Bizim meclis lokantasında milletvekillerimiz için kalori hesabı da yapılıyor. Kadın milletvekillerimiz için 1800-2000, erkek milletvekillerimiz için 2500-3000 kalori öneriliyor. Gıda Güvenliği Yönetim Sistemi uygulanıyor, her yemekten numune alınıyor, 72 saat saklanıyor ki, maazallah zehirlenme filan olursa, derhal tahlilleri yapılsın diye… Bizim meclis lokantasında yemek yemek, dışarda bir restoranda yemeyi boşver, kendi evinde bile yemekten hem çok daha ucuz, hem çok daha sağlıklı.

Dolayısıyla, şiveydiz çorbalı, pastırmalı, vişneli yaprak sarmalı, hünkar beğendili, kaymaklı şöbiyetli iftar vesilesiyle, tekrar soruyorum.

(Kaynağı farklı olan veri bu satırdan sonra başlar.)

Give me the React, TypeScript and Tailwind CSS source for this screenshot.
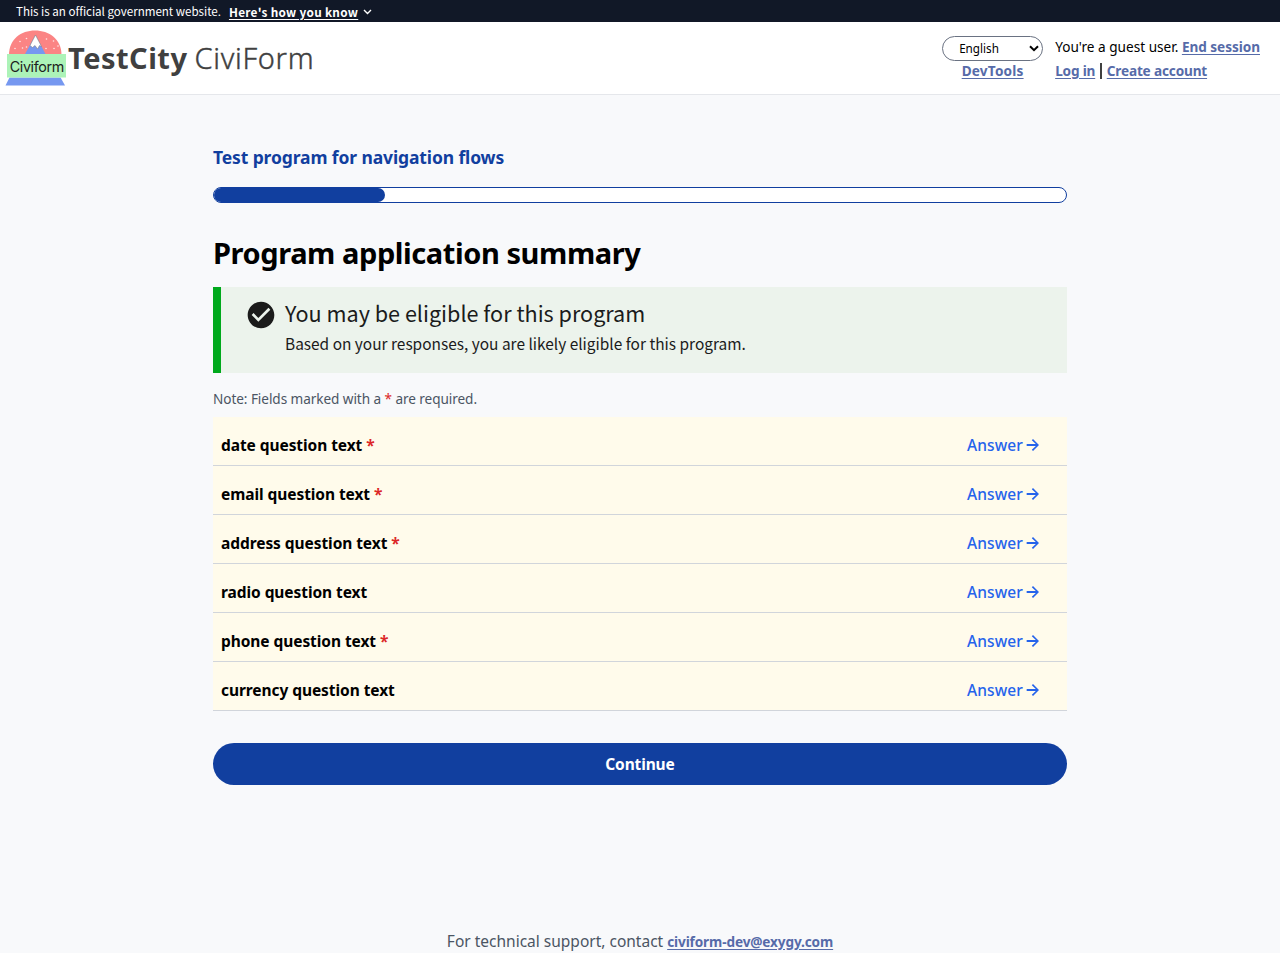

Bu yoksul millet, bu milletvekillerinin avanta lokantasını sırtında taşımak zorunda mıdır? Niye bütün dünyada sadece Türkiye’de böyledir?

Bayram ikramiyesi olarak ala ala anca bin lira almasına rağmen, 22 yıldır “şahlanıyoruz” laflarıyla hipnotize edilerek mışıl mışıl uyutulanların, kulağına darbuka dayasan nafiledir.